Optimal Control - difference between indirect/direct approaches In an indirect method, my understanding is we convert the Continuous Optimal Control problem to a 2-point boundary problem by using initial conditions on the states and terminal conditions on the costates. 
Then there are the direct methods based on input and/or control discretization. In direct collocation, both states and controls are discretized and a single NonLinear Program is solved.
3 questions then:


*

*Is the control trajectory found through indirect/direct approaches is a locally optimal one? (I think it is using the maximum principle so I don't see why this can be a global optimal)

*How exactly is direct collocation is different then discretizing states/controls/time? 

*Lasty, why is indirect apprach is also called "first optimize, then discretize", where is the discretization part?

 A: *

*solution (if one found) of the NLP in direct methods are local optimal but not neccesary global optimal (except for some special types of NLPs, e.g. convex NLP). 


for the indirect approach, you solve as you already mentioned, the neccessary condition for optimality of the optimal control problem (minimum principle ,...). This forms a boundary value problem (BVP) which is often nonlinear and has several local optimal solutions (optimal state and optimal costate). The problem here is, you can solve the BVP but you obtain only ONE local optimal solution (you don't know if its global optimal). In order to find the global optimal one, you would have to determine all local optimal solutions and then use the HJB equation to check, which one of the local opt. solutions are also global optimal.
In generall, the solution depends on your initial guess (for solving numerically). For two different initial guesses you might obtain two different solutions. This holds for both methods (direct, indirect)

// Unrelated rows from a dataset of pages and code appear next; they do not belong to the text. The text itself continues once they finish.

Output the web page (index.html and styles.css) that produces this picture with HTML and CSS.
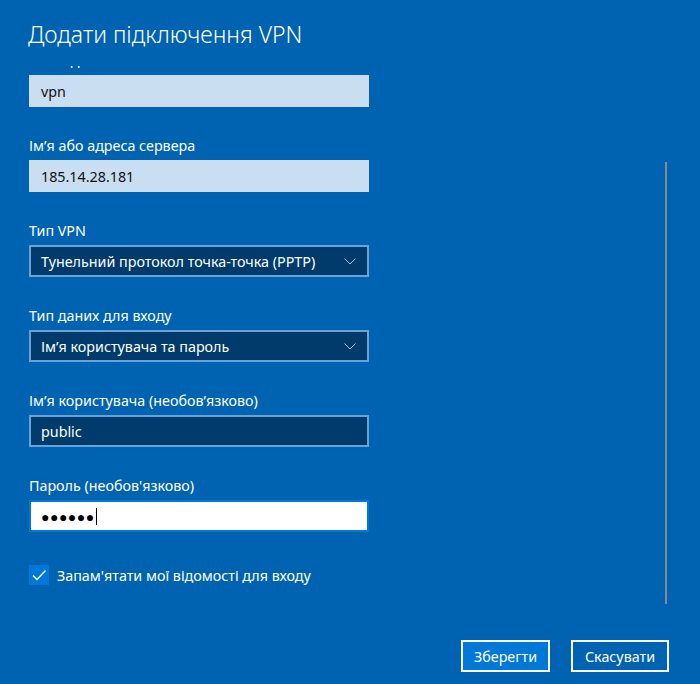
FILE: index.html
```html
<!DOCTYPE html>
<html lang="uk">
<head>
<meta charset="utf-8">
<title>Додати підключення VPN</title>
<link rel="stylesheet" href="styles.css">
</head>
<body>
<div class="dialog">
  <header class="header">
    <h1 class="title">Додати підключення VPN</h1>
  </header>
  <div class="scroller">
    <div class="content">
      <div class="field">
        <div class="label">Ім’я підключення</div>
        <div class="input light">vpn</div>
      </div>
      <div class="field">
        <div class="label">Ім’я або адреса сервера</div>
        <div class="input light">185.14.28.181</div>
      </div>
      <div class="field">
        <div class="label">Тип VPN</div>
        <div class="input dark select">
          <span>Тунельний протокол точка-точка (PPTP)</span>
          <svg class="chev" width="12" height="7" viewBox="0 0 12 7"><polyline points="0.5,0.5 6,6 11.5,0.5" fill="none" stroke="#9fbddb" stroke-width="1"/></svg>
        </div>
      </div>
      <div class="field">
        <div class="label">Тип даних для входу</div>
        <div class="input dark select">
          <span>Ім’я користувача та пароль</span>
          <svg class="chev" width="12" height="7" viewBox="0 0 12 7"><polyline points="0.5,0.5 6,6 11.5,0.5" fill="none" stroke="#9fbddb" stroke-width="1"/></svg>
        </div>
      </div>
      <div class="field">
        <div class="label">Ім’я користувача (необов’язково)</div>
        <div class="input dark">public</div>
      </div>
      <div class="field">
        <div class="label">Пароль (необов'язково)</div>
        <div class="input focus"><span class="dots">●●●●●●</span><span class="caret"></span></div>
      </div>
      <div class="check">
        <span class="box"><svg width="20" height="20" viewBox="0 0 20 20"><polyline points="4,10.5 8,14.5 16.5,5.5" fill="none" stroke="#fff" stroke-width="1.4"/></svg></span>
        <span class="check-label">Запам'ятати мої відомості для входу</span>
      </div>
    </div>
    <div class="scrollbar"></div>
  </div>
  <footer class="footer">
    <button class="btn primary">Зберегти</button>
    <button class="btn">Скасувати</button>
  </footer>
</div>
</body>
</html>
```
FILE: styles.css
```css
html, body {
  margin: 0;
  padding: 0;
}
body {
  width: 700px;
  height: 684px;
  overflow: hidden;
  background: #0063b1;
  font-family: "Noto Sans", "Open Sans", sans-serif;
  color: #fff;
}
.dialog {
  display: flex;
  flex-direction: column;
  height: 684px;
}
.header {
  height: 66px;
  padding-left: 28px;
  box-sizing: border-box;
}
.title {
  margin: 0;
  padding-top: 18px;
  font-size: 23px;
  font-weight: 300;
  line-height: 32px;
}
.scroller {
  position: relative;
  height: 559px;
  overflow: hidden;
}
.content {
  margin-top: -18px;
  padding-left: 29px;
}
.field {
  margin-bottom: 26px;
  width: 340px;
}
.label {
  font-size: 14.3px;
  line-height: 20px;
  height: 20px;
  padding-top: 3px;
  margin-bottom: 4px;
}
.input {
  box-sizing: border-box;
  height: 32px;
  width: 340px;
  display: flex;
  align-items: center;
  padding-left: 12px;
  font-size: 14.3px;
}
.light {
  background: #c9def0;
  color: #111;
}
.dark {
  background: #003b6b;
  border: 2px solid #69a2d6;
  padding-left: 10px;
  color: #fff;
}
.select {
  justify-content: space-between;
  padding-right: 11px;
}
.chev {
  display: block;
}
.focus {
  background: #fff;
  border: 2px solid #0078d7;
  padding-left: 10px;
  color: #000;
}
.dots {
  font-size: 14px;
  letter-spacing: 0.5px;
}
.caret {
  display: inline-block;
  width: 1px;
  height: 17px;
  background: #000;
  margin-left: 1px;
}
.check {
  display: flex;
  align-items: center;
  margin-top: 33px;
}
.box {
  width: 20px;
  height: 20px;
  background: #0078d7;
  display: block;
}
.box svg {
  display: block;
}
.check-label {
  margin-left: 8px;
  font-size: 14.3px;
}
.scrollbar {
  position: absolute;
  left: 665px;
  top: 96px;
  width: 2px;
  height: 442px;
  background: #8a8a8a;
}
.footer {
  display: flex;
  justify-content: flex-end;
  gap: 21px;
  padding-top: 15px;
  padding-right: 31px;
}
.btn {
  box-sizing: border-box;
  height: 32px;
  border: 2px solid #fff;
  background: #0063b1;
  color: #fff;
  font-family: "Noto Sans", "Open Sans", sans-serif;
  font-size: 14.3px;
  padding: 0;
  width: 98px;
}
.btn.primary {
  background: #0078d7;
  width: 89px;
}
```
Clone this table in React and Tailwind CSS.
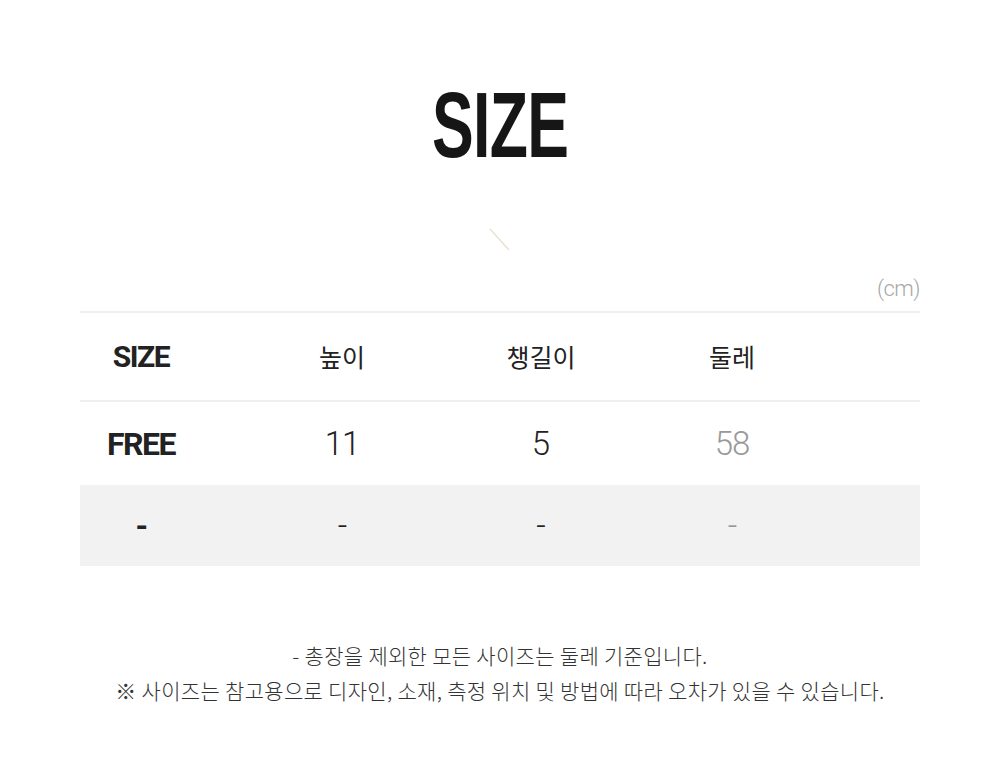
import React from 'react';

const rows = [
  { size: 'FREE', height: '11', brim: '5', round: '58' },
  { size: '-', height: '-', brim: '-', round: '-' },
];

const kr = { fontFamily: '"Noto Sans CJK KR", "Noto Sans", sans-serif' };
const num = { fontFamily: 'Roboto, "Noto Sans CJK KR", sans-serif' };

const App = () => {
  return (
    <div className="w-[1000px] h-[776px] bg-white flex flex-col items-center" style={kr}>
      <div className="h-[72px]" />
      <h1
        className="text-[92px] leading-[106px] font-bold text-[#161616] scale-x-[0.68] tracking-[-1px]"
        style={{ fontFamily: '"Liberation Sans", Arial, sans-serif' }}
      >
        SIZE
      </h1>
      <div className="h-[50px]" />
      <svg width="22" height="24" viewBox="0 0 22 24" className="block">
        <line x1="1" y1="1" x2="20" y2="22" stroke="#e9e2d2" strokeWidth="1.5" />
      </svg>
      <div className="w-[840px] flex justify-end mt-[24px]">
        <span className="text-[22px] leading-[26px] text-[#a8a8a8] font-light tracking-[-0.5px]" style={num}>
          (cm)
        </span>
      </div>
      <div className="w-[840px] mt-[9px] border-t-2 border-[#f0f0f0]">
        <div className="grid grid-cols-[122px_280px_118px_264px_1fr] h-[89px] items-center border-b-2 border-[#f0f0f0]">
          <div className="text-center text-[30px] font-bold text-[#222] tracking-[-1.5px]" style={num}>SIZE</div>
          <div className="text-center text-[25px] font-normal text-[#222]">높이</div>
          <div className="text-center text-[25px] font-normal text-[#222]">챙길이</div>
          <div className="text-center text-[25px] font-normal text-[#222]">둘레</div>
          <div />
        </div>
        {rows.map((row, index) => (
          <div
            key={index}
            className={`grid grid-cols-[122px_280px_118px_264px_1fr] items-center ${
              index === 0 ? 'h-[83px] bg-white' : 'h-[81px] bg-[#f2f2f2]'
            }`}
          >
            <div className="text-center text-[32px] font-bold text-[#222] tracking-[-1.5px]" style={num}>
              {row.size}
            </div>
            <div className="text-center text-[33px] font-light text-[#222] tracking-[-1px]" style={num}>{row.height}</div>
            <div className="text-center text-[33px] font-light text-[#222]" style={num}>{row.brim}</div>
            <div className="text-center text-[33px] font-light text-[#999] tracking-[-1px]" style={num}>{row.round}</div>
            <div />
          </div>
        ))}
      </div>
      <div className="mt-[72px] flex flex-col items-center text-[21px] leading-[35px] font-light text-[#333] tracking-[0.3px]">
        <p>- 총장을 제외한 모든 사이즈는 둘레 기준입니다.</p>
        <p>※ 사이즈는 참고용으로 디자인, 소재, 측정 위치 및 방법에 따라 오차가 있을 수 있습니다.</p>
      </div>
    </div>
  );
};

export default App;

*i don't understand your question! Please reformulate!

*i am not sure why they call it like that. The main difference of direct and indirect methods are:
general optimal control: minimize a functional (performance measure) subject to constraints/bounds and of course the dynamics 
direct method: solve DIRECTLY this optimal control problem as it is written there.
indirect method: solve the neccessary condition (BVP) which INDIRECTLY represents the original optimal control problem. you just rewrite the optimal control problem (which is an optimization problem) in another optimization problem. Both problems 
then, you can use the same methods (e.g. collocation, shooting) for both direct and indirect methods. you only solve different sytems of ODE with different constraints.
A: *

*The solution of the Euler-Lagrange equations (2-point BVP) which comes from Pontryagin's Maximum Principle (PMP) might not even be a local minimum since it constitutes a necessary condition for the input $\boldsymbol u$ to be a minimizer of $J(\boldsymbol u)$. You could also have calculated a local maximum or even a saddle point of $J(\boldsymbol u)$. In order to check if it is, in fact, a local minimizer you would have to solve the Hamilton-Jacobi-Bellman (HMB) equations which constitute a necessary and sufficient condition.

*Collocation is just the general idea to discretize a continuous ODE
in time. More specifically, in optimization, collocation means that
you include each discretization step of the "collocation" scheme
that you choose, e.g., Euler, Simpson, Trapezoidal, ..., into the
the optimization problem as a equality constraints. This means you
implicitly integrate the ODE with the chosen scheme by means of
these equality constraints. This also means that it is just a
synonymous way of saying you discretize the states and inputs. In my
opinion this always comes along with including the discretization to
your problem. This, however, is not always necessary! You can
exclude the solution of the ODE from the optimization problem and
only discretize the control inputs in time which yields a less
complex (w.r.t. problem size) optimization problem. This approach is
known as control vector parameterization (and some other names). So
collocation => ODE part of problem; discretization => ODE not
necessarily part of problem

*The term direct approach comes from the fact that you directly work with the continuous optimal control problem. You discretize the integral and all time-dependent functions (ODE, constraints, etc.) in order to obtain a static nonlinear program. For this nonlinear program you can construct optimality conditions given by the KKT equations. So first you discretize the OCP, then you optimize the resulting nonlinear static program to obtain the (approximate) optimal solution of the optimal control problem.
In the indirect approach, you first look at the optimality conditions of the continuous-time optimal control problem which leads you to the 2-point BVP, the Euler Lagrange equations (which, again, only constitute a necessary condition for a minimizer). This 2-point BVP is still continuous. So in order to solve it, you discretize it in time to obtain an approximate numerical solution.